-- Start of PROVIDED DATA --
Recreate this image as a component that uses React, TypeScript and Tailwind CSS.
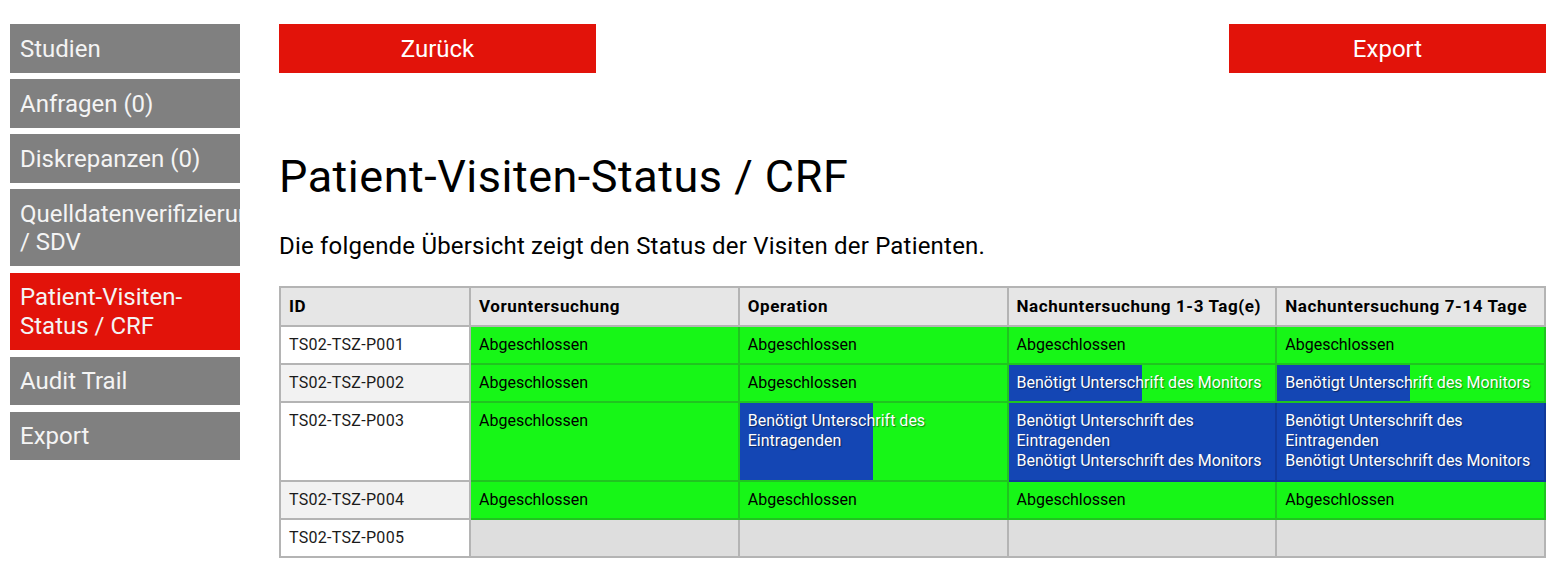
import React from "react";

type Status = "done" | "half" | "blue" | "empty";

interface Cell {
  status: Status;
  lines: string[];
}

interface Row {
  id: string;
  cells: Cell[];
}

const columns = [
  "Voruntersuchung",
  "Operation",
  "Nachuntersuchung 1-3 Tag(e)",
  "Nachuntersuchung 7-14 Tage",
];

const done: Cell = { status: "done", lines: ["Abgeschlossen"] };
const empty: Cell = { status: "empty", lines: [] };
const monitor: Cell = { status: "half", lines: ["Benötigt Unterschrift des Monitors"] };

const rows: Row[] = [
  { id: "TS02-TSZ-P001", cells: [done, done, done, done] },
  { id: "TS02-TSZ-P002", cells: [done, done, monitor, monitor] },
  {
    id: "TS02-TSZ-P003",
    cells: [
      done,
      { status: "half", lines: ["Benötigt Unterschrift des Eintragenden"] },
      {
        status: "blue",
        lines: ["Benötigt Unterschrift des Eintragenden", "Benötigt Unterschrift des Monitors"],
      },
      {
        status: "blue",
        lines: ["Benötigt Unterschrift des Eintragenden", "Benötigt Unterschrift des Monitors"],
      },
    ],
  },
  { id: "TS02-TSZ-P004", cells: [done, done, done, done] },
  { id: "TS02-TSZ-P005", cells: [empty, empty, empty, empty] },
];

const navItems = [
  { label: "Studien" },
  { label: "Anfragen (0)" },
  { label: "Diskrepanzen (0)" },
  { label: "Quelldatenverifizierung / SDV" },
  { label: "Patient-Visiten-Status / CRF", active: true },
  { label: "Audit Trail" },
  { label: "Export" },
];

const statusClass: Record<Status, string> = {
  done: "bg-[#17f617] border-[#20c420] text-black",
  half: "bg-[linear-gradient(to_right,#1446b4_50%,#17f617_50%)] border-[#20c420] text-white [text-shadow:1px_1px_1px_rgba(0,0,0,0.45)]",
  blue: "bg-[#1446b4] border-[#12399a] text-white [text-shadow:1px_1px_1px_rgba(0,0,0,0.35)]",
  empty: "bg-[#dedede] border-[#b4b4b4]",
};

export default function App(): React.JSX.Element {
  return (
    <div className="flex min-h-[573px] bg-white font-['Roboto','Liberation_Sans',sans-serif]">
      {/* Sidebar */}
      <nav className="ml-[10px] mt-[24px] w-[230px] shrink-0">
        {navItems.map((item) => (
          <div
            key={item.label}
            className={`mb-[6.5px] overflow-hidden px-[10px] pb-[9.5px] pt-[10.5px] text-[24px] leading-[28.6px] text-[#f4f4f4] ${
              item.active ? "bg-[#e2130a]" : "bg-[#808080]"
            }`}
          >
            {item.label}
          </div>
        ))}
      </nav>

      {/* Main */}
      <main className="ml-[39px] mr-[16px] mt-[24px] flex-1">
        <div className="flex justify-between">
          <button className="h-[49px] w-[317px] bg-[#e2130a] text-[24px] text-white">Zurück</button>
          <button className="h-[49px] w-[317px] bg-[#e2130a] text-[24px] text-white">Export</button>
        </div>

        <h1 className="mt-[77.5px] text-[45px] leading-[52px] tracking-[0.5px] text-black">
          Patient-Visiten-Status / CRF
        </h1>
        <p className="mt-[28.5px] text-[24px] leading-[30px] tracking-[0.2px] text-black">
          Die folgende Übersicht zeigt den Status der Visiten der Patienten.
        </p>

        <table className="mt-[24.5px] w-full table-fixed border-collapse text-[16px] leading-[20px]">
          <colgroup>
            <col className="w-[190px]" />
            <col />
            <col />
            <col />
            <col />
          </colgroup>
          <thead>
            <tr className="bg-[#e6e6e6]">
              <th className="border-2 border-[#b4b4b4] px-[8px] py-[8.5px] text-left text-[17px] font-bold tracking-[0.6px]">
                ID
              </th>
              {columns.map((c) => (
                <th
                  key={c}
                  className="border-2 border-[#b4b4b4] px-[8px] py-[8.5px] text-left text-[17px] font-bold tracking-[0.6px]"
                >
                  {c}
                </th>
              ))}
            </tr>
          </thead>
          <tbody>
            {rows.map((row, i) => (
              <tr key={row.id}>
                <td
                  className={`border-2 border-[#b4b4b4] px-[8px] py-[8.2px] align-top tracking-[0.3px] text-[#1a1a1a] ${
                    i % 2 === 1 ? "bg-[#f2f2f2]" : "bg-white"
                  }`}
                >
                  {row.id}
                </td>
                {row.cells.map((cell, j) => (
                  <td
                    key={j}
                    className={`border-2 px-[8px] py-[8.2px] align-top ${statusClass[cell.status]}`}
                  >
                    {cell.lines.map((l) => (
                      <div key={l}>{l}</div>
                    ))}
                  </td>
                ))}
              </tr>
            ))}
          </tbody>
        </table>
      </main>
    </div>
  );
}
-- End of PROVIDED DATA --
* TO DO
Print the listing above in full, exactly as written. Omit any pictures.

* FULL RESPONSE
Recreate this image as a component that uses React, TypeScript and Tailwind CSS.
import React from "react";

type Status = "done" | "half" | "blue" | "empty";

interface Cell {
  status: Status;
  lines: string[];
}

interface Row {
  id: string;
  cells: Cell[];
}

const columns = [
  "Voruntersuchung",
  "Operation",
  "Nachuntersuchung 1-3 Tag(e)",
  "Nachuntersuchung 7-14 Tage",
];

const done: Cell = { status: "done", lines: ["Abgeschlossen"] };
const empty: Cell = { status: "empty", lines: [] };
const monitor: Cell = { status: "half", lines: ["Benötigt Unterschrift des Monitors"] };

const rows: Row[] = [
  { id: "TS02-TSZ-P001", cells: [done, done, done, done] },
  { id: "TS02-TSZ-P002", cells: [done, done, monitor, monitor] },
  {
    id: "TS02-TSZ-P003",
    cells: [
      done,
      { status: "half", lines: ["Benötigt Unterschrift des Eintragenden"] },
      {
        status: "blue",
        lines: ["Benötigt Unterschrift des Eintragenden", "Benötigt Unterschrift des Monitors"],
      },
      {
        status: "blue",
        lines: ["Benötigt Unterschrift des Eintragenden", "Benötigt Unterschrift des Monitors"],
      },
    ],
  },
  { id: "TS02-TSZ-P004", cells: [done, done, done, done] },
  { id: "TS02-TSZ-P005", cells: [empty, empty, empty, empty] },
];

const navItems = [
  { label: "Studien" },
  { label: "Anfragen (0)" },
  { label: "Diskrepanzen (0)" },
  { label: "Quelldatenverifizierung / SDV" },
  { label: "Patient-Visiten-Status / CRF", active: true },
  { label: "Audit Trail" },
  { label: "Export" },
];

const statusClass: Record<Status, string> = {
  done: "bg-[#17f617] border-[#20c420] text-black",
  half: "bg-[linear-gradient(to_right,#1446b4_50%,#17f617_50%)] border-[#20c420] text-white [text-shadow:1px_1px_1px_rgba(0,0,0,0.45)]",
  blue: "bg-[#1446b4] border-[#12399a] text-white [text-shadow:1px_1px_1px_rgba(0,0,0,0.35)]",
  empty: "bg-[#dedede] border-[#b4b4b4]",
};

export default function App(): React.JSX.Element {
  return (
    <div className="flex min-h-[573px] bg-white font-['Roboto','Liberation_Sans',sans-serif]">
      {/* Sidebar */}
      <nav className="ml-[10px] mt-[24px] w-[230px] shrink-0">
        {navItems.map((item) => (
          <div
            key={item.label}
            className={`mb-[6.5px] overflow-hidden px-[10px] pb-[9.5px] pt-[10.5px] text-[24px] leading-[28.6px] text-[#f4f4f4] ${
              item.active ? "bg-[#e2130a]" : "bg-[#808080]"
            }`}
          >
            {item.label}
          </div>
        ))}
      </nav>

      {/* Main */}
      <main className="ml-[39px] mr-[16px] mt-[24px] flex-1">
        <div className="flex justify-between">
          <button className="h-[49px] w-[317px] bg-[#e2130a] text-[24px] text-white">Zurück</button>
          <button className="h-[49px] w-[317px] bg-[#e2130a] text-[24px] text-white">Export</button>
        </div>

        <h1 className="mt-[77.5px] text-[45px] leading-[52px] tracking-[0.5px] text-black">
          Patient-Visiten-Status / CRF
        </h1>
        <p className="mt-[28.5px] text-[24px] leading-[30px] tracking-[0.2px] text-black">
          Die folgende Übersicht zeigt den Status der Visiten der Patienten.
        </p>

        <table className="mt-[24.5px] w-full table-fixed border-collapse text-[16px] leading-[20px]">
          <colgroup>
            <col className="w-[190px]" />
            <col />
            <col />
            <col />
            <col />
          </colgroup>
          <thead>
            <tr className="bg-[#e6e6e6]">
              <th className="border-2 border-[#b4b4b4] px-[8px] py-[8.5px] text-left text-[17px] font-bold tracking-[0.6px]">
                ID
              </th>
              {columns.map((c) => (
                <th
                  key={c}
                  className="border-2 border-[#b4b4b4] px-[8px] py-[8.5px] text-left text-[17px] font-bold tracking-[0.6px]"
                >
                  {c}
                </th>
              ))}
            </tr>
          </thead>
          <tbody>
            {rows.map((row, i) => (
              <tr key={row.id}>
                <td
                  className={`border-2 border-[#b4b4b4] px-[8px] py-[8.2px] align-top tracking-[0.3px] text-[#1a1a1a] ${
                    i % 2 === 1 ? "bg-[#f2f2f2]" : "bg-white"
                  }`}
                >
                  {row.id}
                </td>
                {row.cells.map((cell, j) => (
                  <td
                    key={j}
                    className={`border-2 px-[8px] py-[8.2px] align-top ${statusClass[cell.status]}`}
                  >
                    {cell.lines.map((l) => (
                      <div key={l}>{l}</div>
                    ))}
                  </td>
                ))}
              </tr>
            ))}
          </tbody>
        </table>
      </main>
    </div>
  );
}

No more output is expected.